Please be noted that the rising USDTRY IVs have been signaling CBRT is going to be bringing change in its monetary policy that is scheduled today. As shown in the diagram, ATM IVs of 1m and 10d tenors have successively been rising above 20% and 27% respectively which is on extremely higher side, since the spot Fx of underlying pair is rising along with IVs, this is good news for option writers as such options with a higher IV costs more. Thereby, writers are likely to receive more premiums.

This week brings the much awaited Turkish central bank rate decision (today): In the meanwhile, here's something to note some significant aspects.

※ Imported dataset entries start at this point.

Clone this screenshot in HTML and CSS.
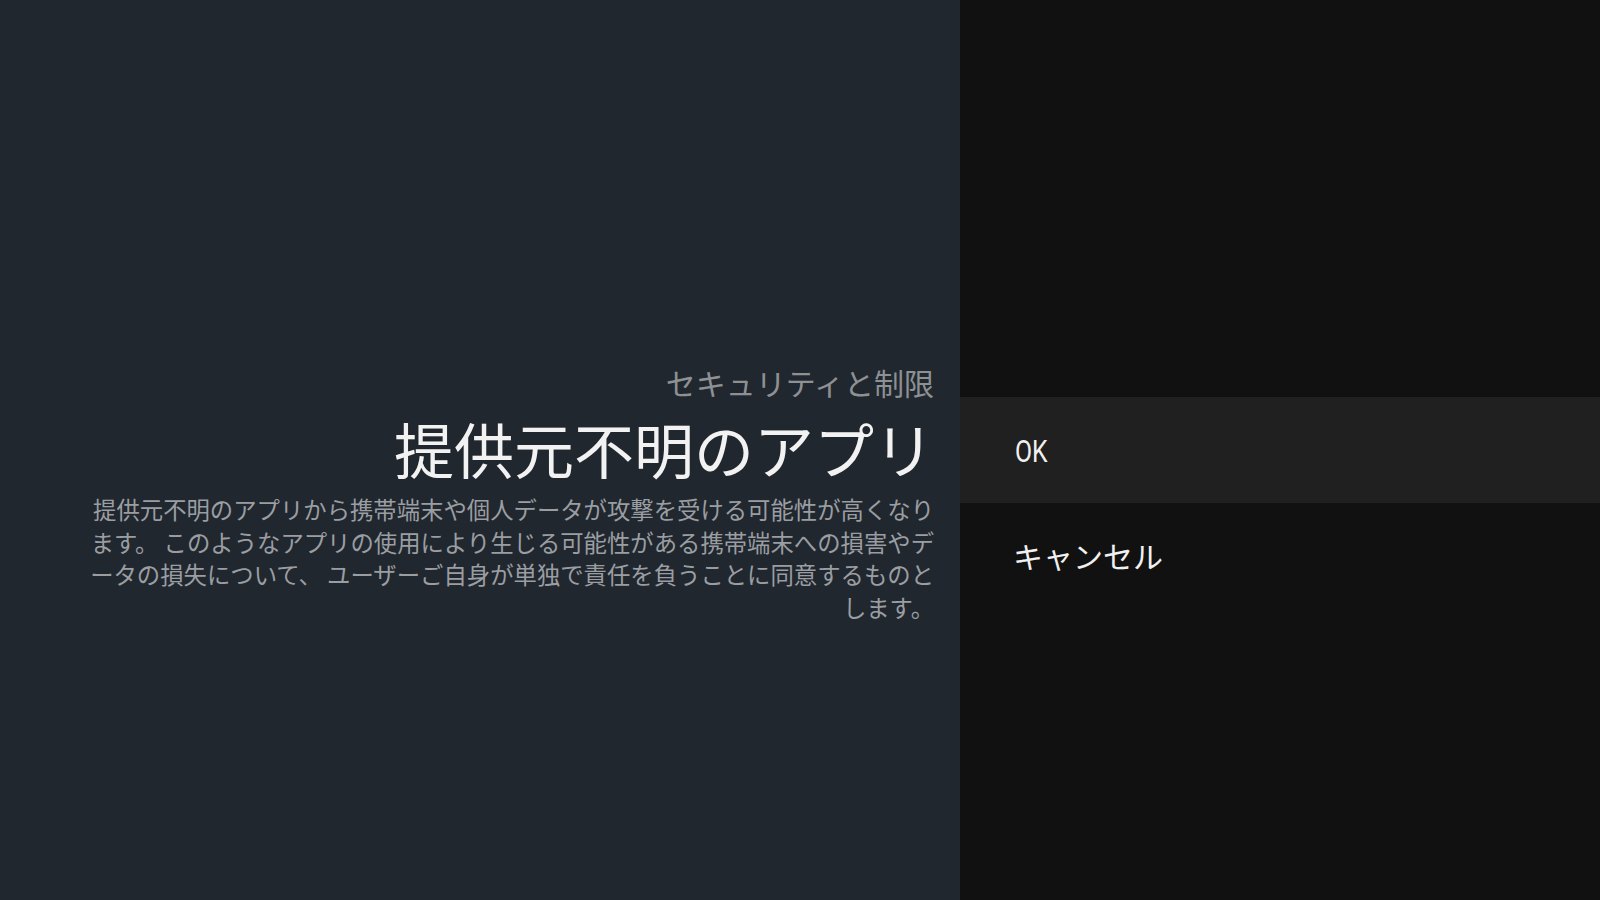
FILE: index.html
```html
<!DOCTYPE html>
<html lang="ja">
<head>
<meta charset="utf-8">
<link rel="stylesheet" href="styles.css">
</head>
<body>
<div class="screen">
  <section class="info">
    <div class="info-inner">
      <div class="breadcrumb">セキュリティと制限</div>
      <h1 class="title">提供元不明のアプリ</h1>
      <p class="desc">提供元不明のアプリから携帯端末や個人データが攻撃を受ける可能性が高くなります。 このようなアプリの使用により生じる可能性がある携帯端末への損害やデータの損失について、 ユーザーご自身が単独で責任を負うことに同意するものとします。</p>
    </div>
  </section>
  <section class="actions">
    <div class="action selected"><span class="label latin">OK</span></div>
    <div class="action"><span class="label cjk">キャンセル</span></div>
  </section>
</div>
</body>
</html>
```
FILE: styles.css
```css
html, body {
  margin: 0;
  padding: 0;
  width: 1600px;
  height: 900px;
  overflow: hidden;
  background: #111111;
  font-family: "Noto Sans CJK JP", "Noto Sans", sans-serif;
}
.screen {
  display: flex;
  width: 1600px;
  height: 900px;
}
.info {
  width: 960px;
  flex: none;
  background: #21272e;
  display: flex;
  justify-content: flex-end;
}
.info-inner {
  width: 845px;
  padding-top: 362px;
  padding-right: 26px;
  text-align: right;
  display: flex;
  flex-direction: column;
}
.breadcrumb {
  font-size: 30px;
  line-height: 40px;
  color: #8e9194;
}
.title {
  margin: 11px 0 0;
  font-size: 60px;
  line-height: 70px;
  font-weight: 400;
  color: #f2f2f2;
}
.desc {
  margin: 10px 0 0;
  font-size: 23.36px;
  line-height: 32.6px;
  color: #9a9ea2;
}
.actions {
  flex: 1;
  padding-top: 397px;
  display: flex;
  flex-direction: column;
}
.action {
  height: 106px;
  display: flex;
  align-items: center;
  padding-left: 53px;
}
.action.selected {
  background: #202020;
}
.label {
  font-size: 30px;
  color: #f0f0f0;
}
.cjk {
  margin-top: -2px;
}
.latin {
  display: inline-block;
  font-family: "Roboto", sans-serif;
  font-size: 31px;
  transform: scaleX(0.8);
  transform-origin: left center;
  margin-left: 2px;
  margin-top: 2px;
}
```
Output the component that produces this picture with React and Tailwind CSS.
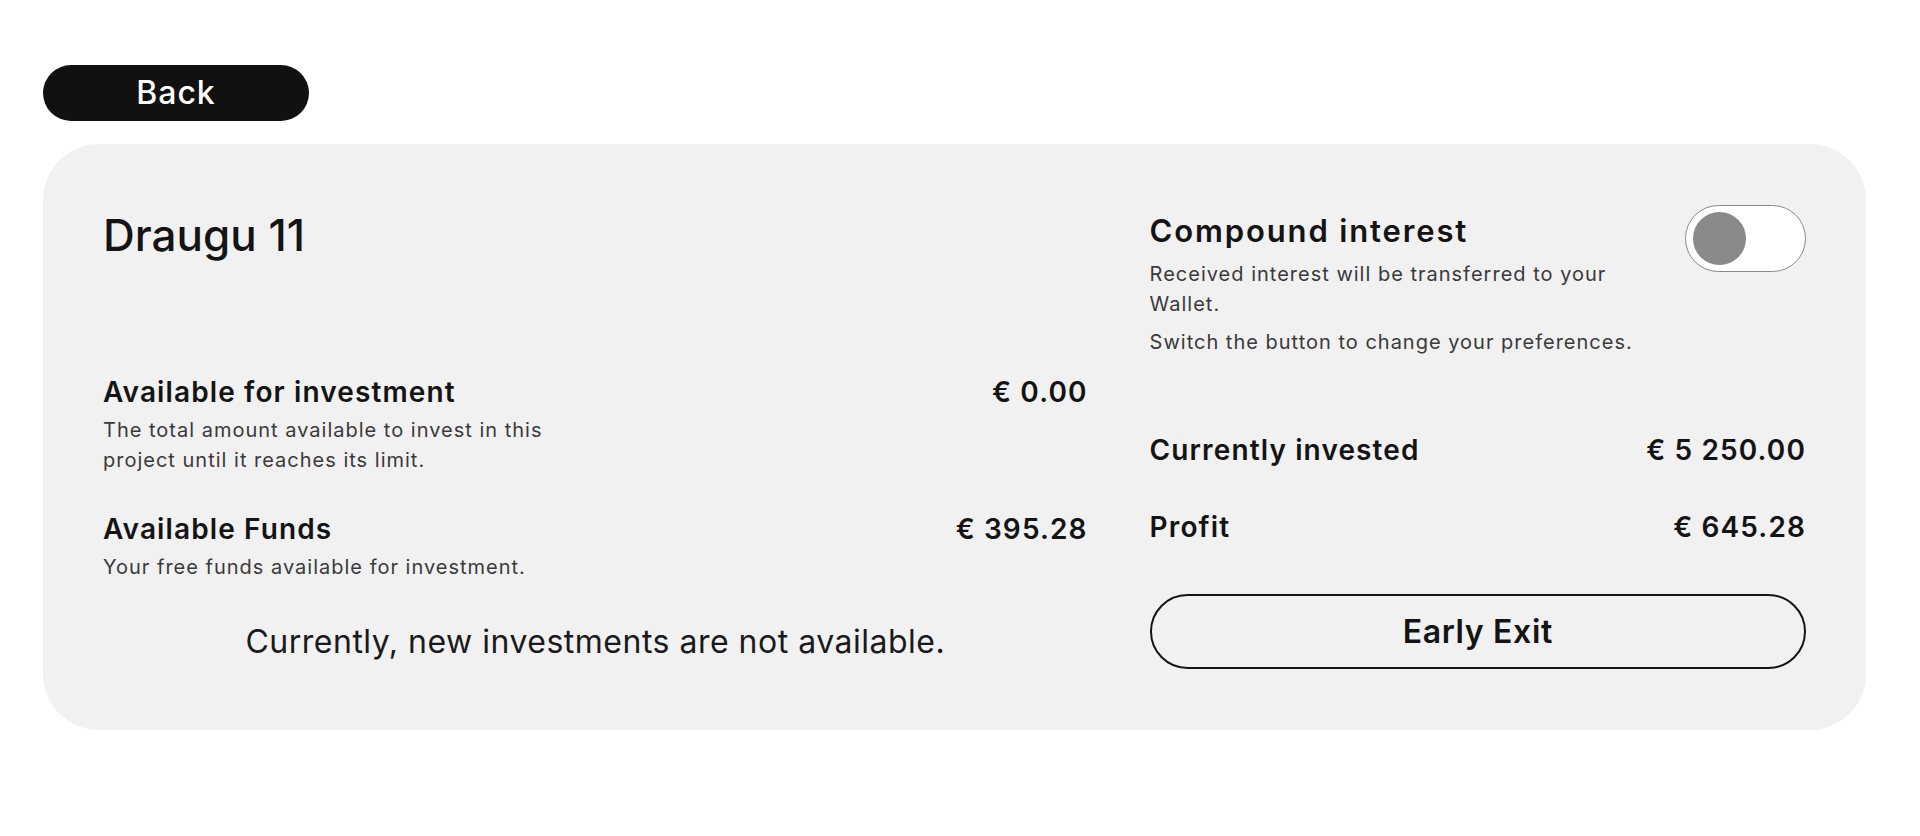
import React from "react";

function Row({ label, value, children }) {
  return (
    <div>
      <div className="flex items-start justify-between">
        <p className="text-[28px] leading-[34px] font-semibold tracking-[0.04em] text-[#141414]">{label}</p>
        <p className="text-[28px] leading-[34px] font-semibold tracking-[0.04em] text-[#141414]">{value}</p>
      </div>
      {children}
    </div>
  );
}

export default function App() {
  const [compound, setCompound] = React.useState(false);

  return (
    <div className="min-h-screen bg-white px-[43px] pt-[65px] font-['Inter',sans-serif] text-[#141414]">
      <button
        type="button"
        className="flex h-[56px] w-[266px] items-center justify-center rounded-full bg-[#111111] text-[32px] font-medium tracking-[0.03em] text-white"
      >
        Back
      </button>

      <section className="mt-[23px] grid w-[1823px] grid-cols-[3fr_2fr] gap-x-[62px] rounded-[56px] bg-[#f1f1f1] px-[60px] pt-[61px] pb-[61px]">
        {/* left column */}
        <div className="flex flex-col">
          <h1 className="mt-[4px] text-[44px] leading-[52px] font-medium">Draugu 11</h1>

          <div className="mt-[114px]">
            <Row label="Available for investment" value="€ 0.00">
              <p className="mt-[6px] w-[480px] text-[20px] leading-[30px] tracking-[0.05em] text-[#3a3a3a]">
                The total amount available to invest in this project until it reaches its limit.
              </p>
            </Row>
          </div>

          <div className="mt-[37px]">
            <Row label="Available Funds" value="€ 395.28">
              <p className="mt-[6px] text-[20px] leading-[30px] tracking-[0.05em] text-[#3a3a3a]">
                Your free funds available for investment.
              </p>
            </Row>
          </div>

          <p className="mt-[40px] text-center text-[32px] leading-[40px] tracking-[0.5px] text-[#1a1a1a]">
            Currently, new investments are not available.
          </p>
        </div>

        {/* right column */}
        <div className="flex flex-col">
          <div className="flex items-start justify-between gap-[30px]">
            <div className="w-[500px]">
              <h2 className="mt-[8px] text-[31px] leading-[36px] font-semibold tracking-[0.06em]">Compound interest</h2>
              <p className="mt-[10px] text-[20px] leading-[30px] tracking-[0.05em] text-[#3a3a3a]">
                Received interest will be transferred to your Wallet.
              </p>
              <p className="mt-[8px] text-[20px] leading-[30px] tracking-[0.05em] text-[#3a3a3a]">
                Switch the button to change your preferences.
              </p>
            </div>
            <button
              type="button"
              onClick={() => setCompound((v) => !v)}
              className={`flex h-[67px] w-[121px] shrink-0 items-center rounded-full border border-[#8a8a8a] px-[7px] ${
                compound ? "justify-end bg-[#111111]" : "justify-start bg-white"
              }`}
            >
              <span className="block size-[53px] rounded-full bg-[#8a8a8a]" />
            </button>
          </div>

          <div className="mt-[76px]">
            <Row label="Currently invested" value="€ 5 250.00" />
          </div>
          <div className="mt-[43px]">
            <Row label="Profit" value="€ 645.28" />
          </div>

          <button
            type="button"
            className="mt-[50px] flex h-[75px] w-full items-center justify-center rounded-full border-2 border-[#141414] text-[32px] font-semibold tracking-[0.02em]"
          >
            Early Exit
          </button>
        </div>
      </section>
    </div>
  );
}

Last week, a research paper by CBT staff estimated that average lira pass-through per year in recent years has been around 15%.

This in itself is a significant number: Turkey has exceeded its inflation target of 5% for a very long time indeed, and recorded close to double-digit inflation in many years; this is hardly surprising if exchange rate depreciation itself is adding 15%-pts of inflation pressure - which, in turn, is the result of CBT's reluctance to maintain a clearly positive real interest rate.

Anyway, what is relevant now is not the historical average pass-through, but what ongoing lira sell-off is doing to import prices today: the above chart explains the YoY change in world commodity prices converted to Turkish lira - this works as a good lead indicator of what domestic manufacturing prices could be doing in coming months.

This measure of pass-through has accelerated from just 10% YoY as recently as in November 2016 to around 50% YoY now. Had the lira instead been stable at 3.00 vs. the dollar, pass-through would be running at only c.5%. This exercise highlights just how crucial it is that CBT act decisively soon to stop this spiral.

Well, amid higher vols circumstances, if you think vanilla structures are risky ventures, options spreads like positions are more conducive as the underlying spot FX is still hovering around all-time highs. The traders tend to view the call ratio back spread as a bullish strategy because it employs more calls. However, it is actually a volatility strategy.

So entering the position when implied volatility is high and waiting for the inevitable adjustment is a smart approach, regardless of the direction of price movement. Based on volatility and time decay, the strategy is a “price neutral” approach to options, and one that makes a lot of sense.

Hence, we advocate initiating 1 lot of 2w ATM +0.53 delta call and 1 lot of 2w (0.5%) OTM 0.49 delta call, simultaneously, short (0.5%) ITM call of similar expiries as shown in the diagram. One could achieve positive cashflows as the underlying spot keeps flying above 3.90.